Around the world, people tap their feet to American music, watch American movies and television, follow American fashions, are enthralled with American culture, speak American, emulate American economic and political ideas.  We even export political consultants, briefcases chock-full of 30-second commercials.  All this influence is increasing exponentially as the American-driven communications grid spreads everywhere.  It should not be taken lightly; it already won the Cold War for us.

Of course, not one item of the mass-produced garbage of which Mr. Wattenberg is so proud is American at all.  It just happens to have been produced and consumed (at first) in America, and the “Americanization” of the planet that he chirps about is, in fact, not real Americanization but merely the obliteration of the rest of the planet’s civilizations by an apparatus of force and mass manipulation that has long since disengaged itself from any particular nation, race, region, and culture.

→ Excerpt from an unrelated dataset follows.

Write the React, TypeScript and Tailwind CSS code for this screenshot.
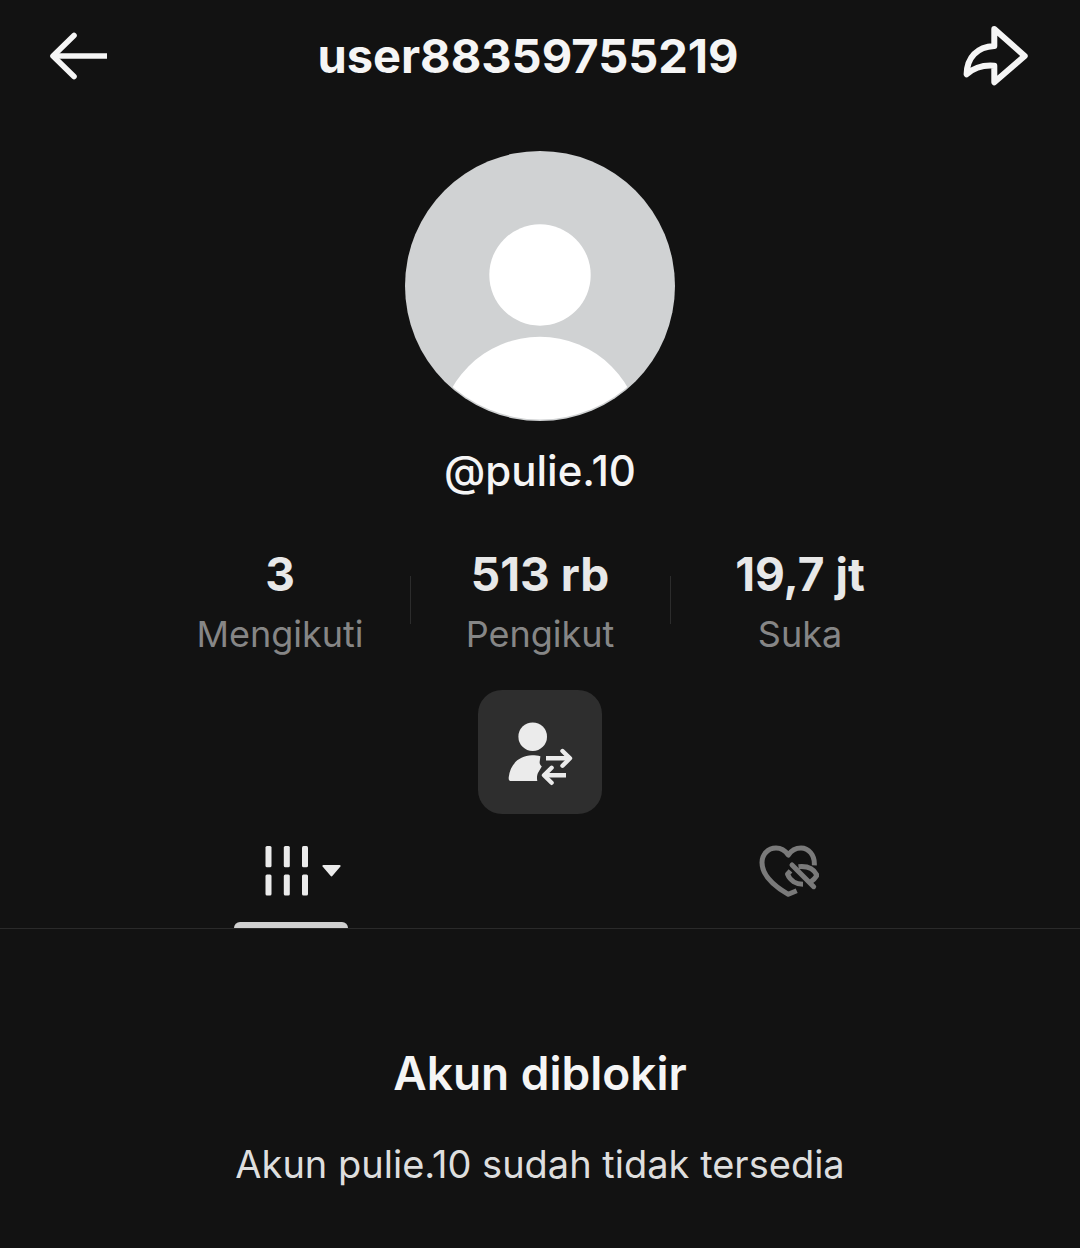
import { useState } from "react"

const stats = [
    { value: "3", label: "Mengikuti" },
    { value: "513 rb", label: "Pengikut" },
    { value: "19,7 jt", label: "Suka" },
]

function BackIcon() {
    return <svg width="60" height="60" viewBox="0 0 60 60" fill="none" stroke="currentColor" strokeWidth="5.6" strokeLinejoin="round" aria-hidden="true">
        <path d="M26 9.5 5 30l21 20.5" strokeLinecap="round" />
        <path d="M6 30h53" />
    </svg>
}

function ShareIcon() {
    return <svg width="68" height="64" viewBox="0 0 68 64" fill="none" stroke="currentColor" strokeWidth="6" strokeLinejoin="round" className="overflow-visible" aria-hidden="true">
        <path d="M30.3 5 60.7 32 30.3 58.3V41.7C19 40.8 10 43.6 2.6 50.3 3 33.5 13 22.8 30.3 22Z" />
    </svg>
}

function Avatar() {
    return <svg className="size-[270px]" viewBox="0 0 270 270" role="img" aria-label="pulie.10">
        <clipPath id="avatar">
            <circle cx="135" cy="135" r="133.5" />
        </clipPath>
        <circle cx="135" cy="135" r="135" fill="#d0d2d3" />
        <circle cx="135" cy="124" r="50.7" fill="#fff" />
        <circle cx="135" cy="287" r="101.2" fill="#fff" clipPath="url(#avatar)" />
    </svg>
}

function SuggestIcon() {
    return <svg width="64" height="64" viewBox="0 0 64 64" className="overflow-visible" aria-hidden="true">
        <circle cx="24.7" cy="16.7" r="14.3" fill="currentColor" />
        <path fill="currentColor" d="M24 35.3C11 35.5 2 44.5.7 57.5.5 60 1.3 61 3.5 61H29.3C28.6 57.5 29 54.5 30.5 52L33.8 46.5C32 45 31.3 43 31.8 41L32.4 36.2C30 35.5 27 35.3 24 35.3Z" />
        <g fill="none" stroke="currentColor" strokeWidth="4.4" strokeLinejoin="round">
            <path d="M38 38.3H61M58 55.3H37" />
            <path d="M54.5 31 62 38.3 54.5 45.7M43.6 47.8 36 55.3 43.6 62.8" strokeLinecap="round" />
        </g>
    </svg>
}

function GridIcon() {
    return <svg width="44" height="50" viewBox="0 0 44 50" fill="currentColor" aria-hidden="true">
        {[0.5, 18.8, 37].map(x => <g key={x}>
            <rect x={x} y="0" width="6" height="21.3" rx="1.5" />
            <rect x={x} y="28.5" width="6" height="21" rx="1.5" />
        </g>)}
    </svg>
}

function LikedIcon() {
    return <svg width="60" height="60" viewBox="0 0 60 60" fill="none" stroke="currentColor" strokeWidth="5" strokeLinejoin="round" aria-hidden="true">
        <path d="M55.3 24.3C56 14 49.5 7 42 7 36.5 7 32 10 29.3 14 26.5 10 22 7 17 7 9 7 3 13.5 3 21.5 3 34.5 15 45 29.3 53.3L37.7 49.7" />
        <path d="M33 24 54.7 45.7" strokeLinecap="round" />
        <path d="M31.5 29.8 28.5 33.2C31 39.5 37 43.2 44 43.2" />
        <path d="M39.5 25.7C48.5 24.8 55 28 58 34.3 56.5 37 54.5 39 51.5 41" />
    </svg>
}

export default function App() {
    const [tab, tabSet] = useState("videos")
    return <main className="min-h-screen bg-[#121212] font-['Inter',sans-serif] text-[#f5f5f5]">
        <header className="flex h-28 items-center px-12">
            <button type="button" aria-label="Kembali" className="flex w-[60px] items-center"><BackIcon /></button>
            <h1 className="flex-1 text-center text-[47px] leading-14 font-bold">user88359755219</h1>
            <button type="button" aria-label="Bagikan" className="flex w-[84px] items-center justify-end"><ShareIcon /></button>
        </header>

        <section className="flex flex-col items-center pt-[39px]">
            <Avatar />
            <p className="mt-6 text-[42px] leading-[52px] font-medium">@pulie.10</p>
            <ul className="mt-[47px] flex text-center">
                {stats.map((s, i) => <li key={s.label} className="flex">
                    {i > 0 && <span className="mt-8 h-12 w-px bg-[#2c2c2c]" />}
                    <a href="#" className="block w-[259px]">
                        <strong className="block text-[46px] leading-[60px] font-bold text-[#e8e8e8]">{s.value}</strong>
                        <span className="block text-[36px] leading-[60px] text-[#868686]">{s.label}</span>
                    </a>
                </li>)}
            </ul>
            <button type="button" aria-label="Akun yang disarankan" className="mt-[26px] flex size-[124px] items-center justify-center rounded-3xl bg-[#2e2e2e] text-[#ebebeb]">
                <SuggestIcon />
            </button>
        </section>

        <nav className="flex border-b border-[#2a2a2a] px-[42px]">
            <button type="button" aria-label="Video" onClick={() => tabSet("videos")} className="flex h-[114px] flex-1 flex-col items-center justify-end pt-[6px] text-[#ebebeb]">
                <span className="flex w-[114px] flex-1 items-center justify-end gap-[13px] pr-[7px]">
                    <GridIcon />
                    <svg width="19" height="12" viewBox="0 0 19 12" fill="currentColor" aria-hidden="true">
                        <path d="M1.5 0H17.5Q19.5.5 18 2L10.5 10.8Q9.5 12 8.5 10.8L1 2Q-.5.5 1.5 0Z" />
                    </svg>
                </span>
                <span className={tab === "videos" ? "h-[6px] w-[114px] rounded-t-md bg-[#d0d0d0]" : "h-[6px] w-[114px]"} />
            </button>
            <button type="button" aria-label="Disukai" onClick={() => tabSet("liked")} className="flex h-[114px] flex-1 flex-col items-center justify-end pt-[6px] text-[#7a7a7a]">
                <span className="flex flex-1 items-center"><LikedIcon /></span>
                <span className={tab === "liked" ? "h-[6px] w-[114px] rounded-t-md bg-[#d0d0d0]" : "h-[6px] w-[114px]"} />
            </button>
        </nav>

        <section className="px-12 pt-28 text-center">
            <h2 className="text-[46px] leading-[64px] font-semibold">Akun diblokir</h2>
            <p className="mt-[31px] text-[38px] leading-[56px] text-[#dedede]">Akun pulie.10 sudah tidak tersedia</p>
        </section>
    </main>
}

It also ought to be clear that “spreading democracy” in this sense is not only entirely possible but entirely likely.  “Democracy” as a balanced and ordered republican system of governance—the historic sense in which most Americans even today continue to use the term—cannot be exported or “spread” at all, because it is indeed culturally unique, the product of a particular race, culture, and historical experience peculiar to Western Europe and North America and not, as Mr. Bush’s speechwriters warbled, “the design of nature” or “the direction of history.”  Attempts to export or even to emulate it very seriously usually end in catastrophes or merely fizzle out and are forgotten, but, since what the neoconservatives really mean by “democracy” is little more than a species of political and cultural imperialism, there is no doubt that it can be successfully exported and that it is being exported, good and hard, to all the places and peoples Mr. Bush and the global democrats have on their hit list.  Like what we are experiencing today in Iraq, it will no doubt be a cakewalk.